BACKGROUND
Atherosclerotic cerebrovascular disease could result in a great number of deaths and disabilities. However, it did not acquire enough attention. Up till now, less information, statistics, or clear consensus on the disease was revealed. Thus, no systematic concept datasets were released to help clinicians in the field to clarify the scope, assist research, and offer maximized value.
OBJECTIVE
The aims of this study were to (1) develop a comprehensive cross-lingual atherosclerotic cerebrovascular disease ontology. (2) describe the workflow, schema, and hierarchical structure, and the highlighted content of the ontology (3) design a brand-new rehabilitation ontology which was an important part overlooked in the existing ontologies (4) implement the evaluation of the proposed ontology (5) apply the proposed ontology to real-world scenarios and electronic health records to realize information retrieval, named entity recognition, novel expression discovery, and knowledge fusion.
METHODS
We implemented 9 steps based on the ontology development 101 methodologies combined with expert opinions. The final ontology included clinical requirements collection and specification, background investigation and knowledge acquisition, ontology selection and reuse, scope identification, schema definition, concept extraction, concept extension, ontology verification, and ontology evaluation.
RESULTS
The current ontology included 10 top-level classes, respectively clinical manifestation, comorbidity, complication, diagnosis, model of atherosclerotic cerebrovascular disease, pathogenesis, prevention, rehabilitation, risk factor, and treatment.
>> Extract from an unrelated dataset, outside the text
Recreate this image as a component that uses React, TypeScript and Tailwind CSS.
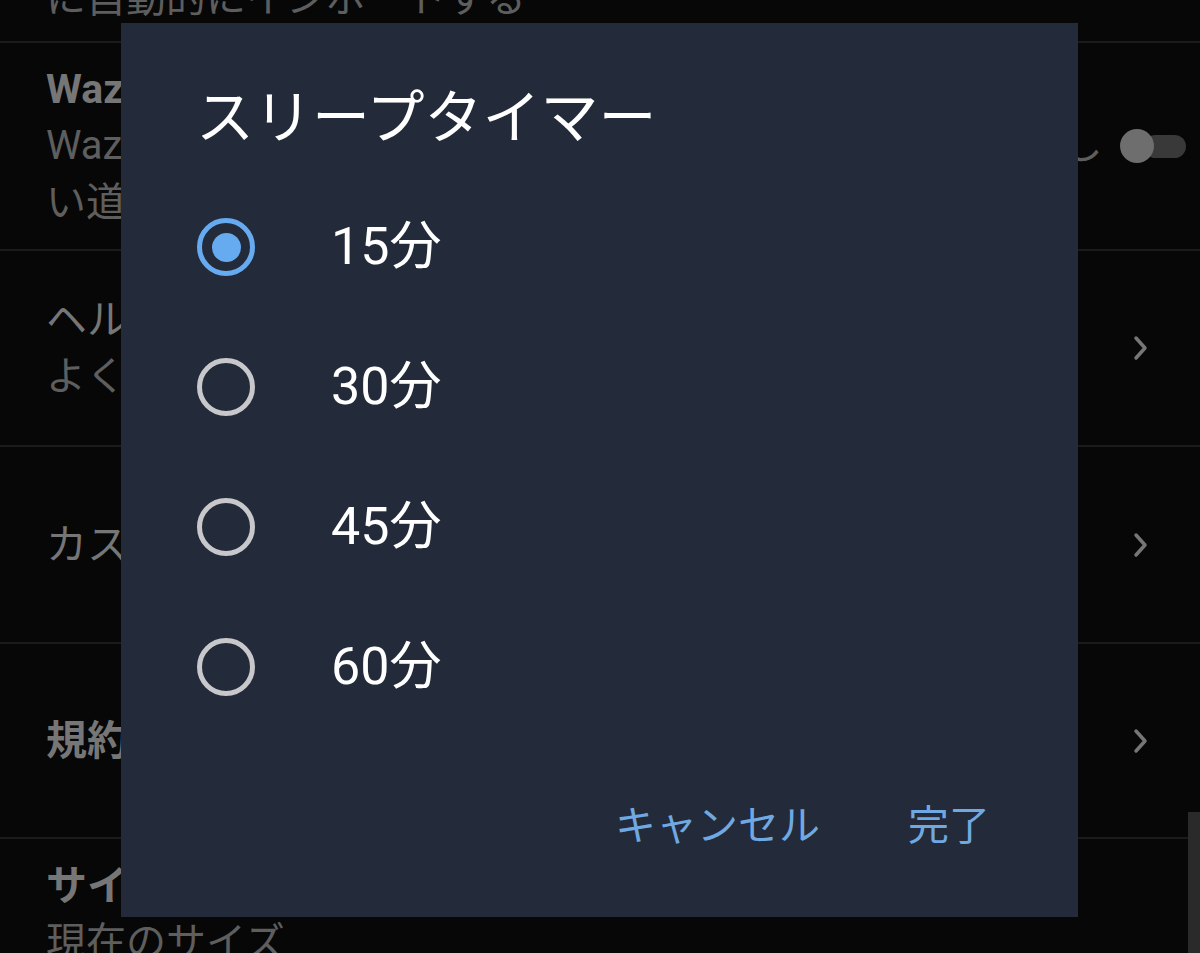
import React from "react";

const FONT = "font-['Roboto','Noto_Sans_CJK_JP',sans-serif]";

function Chevron() {
  return (
    <svg width="16" height="26" viewBox="0 0 16 26" fill="none">
      <path d="M3 3l9 10-9 10" stroke="#767676" strokeWidth="3.5" strokeLinecap="round" strokeLinejoin="round" />
    </svg>
  );
}

function Toggle() {
  return (
    <div className="relative h-[36px] w-[66px] flex items-center">
      <div className="ml-[24px] h-[23px] w-[42px] rounded-full bg-[#393939]" />
      <div className="absolute left-0 top-[1px] h-[34px] w-[34px] rounded-full bg-[#6e6e6e]" />
    </div>
  );
}

function Row({
  height,
  title,
  lines = [],
  bold = false,
  right,
  rightAlign = "justify-center",
}: {
  height: string;
  title: string;
  lines?: string[];
  bold?: boolean;
  right?: React.ReactNode;
  rightAlign?: string;
}) {
  return (
    <div className={`flex ${height} items-center border-b-2 border-[#1b1b1b] pl-[46px] pr-[14px]`}>
      <div className="flex min-w-0 flex-1 flex-col justify-center">
        <div className={`whitespace-nowrap text-[41px] leading-[56px] text-[#767676] ${bold ? "font-bold" : ""}`}>
          {title}
        </div>
        {lines.map((l) => (
          <div key={l} className="whitespace-nowrap text-[40px] leading-[57px] text-[#5e5e5e]">
            {l}
          </div>
        ))}
      </div>
      {right && <div className={`flex w-[90px] ${rightAlign}`}>{right}</div>}
    </div>
  );
}

function Radio({ checked }: { checked: boolean }) {
  return (
    <div
      className={`flex h-[58px] w-[58px] items-center justify-center rounded-full border-[5px] ${
        checked ? "border-[#66aaf0]" : "border-[#c8c8cc]"
      }`}
    >
      {checked && <div className="h-[29px] w-[29px] rounded-full bg-[#66aaf0]" />}
    </div>
  );
}

export default function App() {
  const options = ["15分", "30分", "45分", "60分"];

  return (
    <div className={`relative h-[953px] w-[1200px] overflow-hidden bg-[#070707] ${FONT}`}>
      {/* settings list behind the dialog */}
      <div className="flex flex-col">
        <div className="h-[43px] overflow-hidden border-b-2 border-[#1b1b1b] pl-[46px]">
          <div className="mt-[-30px] whitespace-nowrap text-[40px] leading-[57px] text-[#5e5e5e]">
            に自動的にインポートする
          </div>
        </div>
        <Row
          height="h-[208px]"
          bold
          title="Wazeとの連携"
          lines={["Wazeアプリのナビゲーション中に音楽を再生しながら新し", "い道を探索します"]}
          right={<Toggle />}
          rightAlign="justify-end"
        />
        <Row height="h-[196px]" title="ヘルプとフィードバック" lines={["よくある質問"]} right={<Chevron />} />
        <Row height="h-[197px]" title="カスタマイズ" right={<Chevron />} />
        <Row height="h-[195px]" bold title="規約とプライバシー" right={<Chevron />} />
        <div className="flex flex-col pl-[46px] pt-[19px]">
          <div className="text-[41px] font-bold leading-[56px] text-[#767676]">サイズ</div>
          <div className="text-[40px] leading-[57px] text-[#5e5e5e]">現在のサイズ</div>
        </div>
      </div>

      {/* scrollbar */}
      <div className="absolute right-0 top-[812px] h-[141px] w-[12px] bg-[#2a2a2a]" />

      {/* dialog */}
      <div className="absolute left-[121px] top-[23px] flex h-[894px] w-[957px] flex-col bg-[#232a39] pl-[75px]">
        <h2 className="pt-[61px] text-[58px] font-normal leading-[68px] text-white">スリープタイマー</h2>
        <div className="mt-[25px] flex flex-col">
          {options.map((o, i) => (
            <div key={o} className="flex h-[140px] items-center">
              <div className="ml-[1px]">
                <Radio checked={i === 0} />
              </div>
              <span className="ml-[76px] text-[52px] leading-none text-white">{o}</span>
            </div>
          ))}
        </div>
        <div className="mt-auto mb-[50px] flex h-[80px] items-center justify-end gap-[88px] pr-[88px] text-[41px] text-[#70a9e2]">
          <button>キャンセル</button>
          <button>完了</button>
        </div>
      </div>
    </div>
  );
}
Totally, there are 1715 concepts in the 11-level ontology, covering 4588 Chinese terms, 6617 English terms, and 972 definitions. The ontology could be applied in real-world scenarios such as information retrieval, new expression discovery, named entity recognition, and knowledge fusion, and the use case proved that it could offer satisfying support to related medical scenarios.
CONCLUSIONS
The proposed ontology provided a clear set of cross-lingual concepts and terms with an explicit hierarchical structure, helping scientific researchers to quickly retrieve relevant medical literature, assisting data scientists to efficiently identify relevant contents in electronic health records, and providing a clear domain framework for academic reference.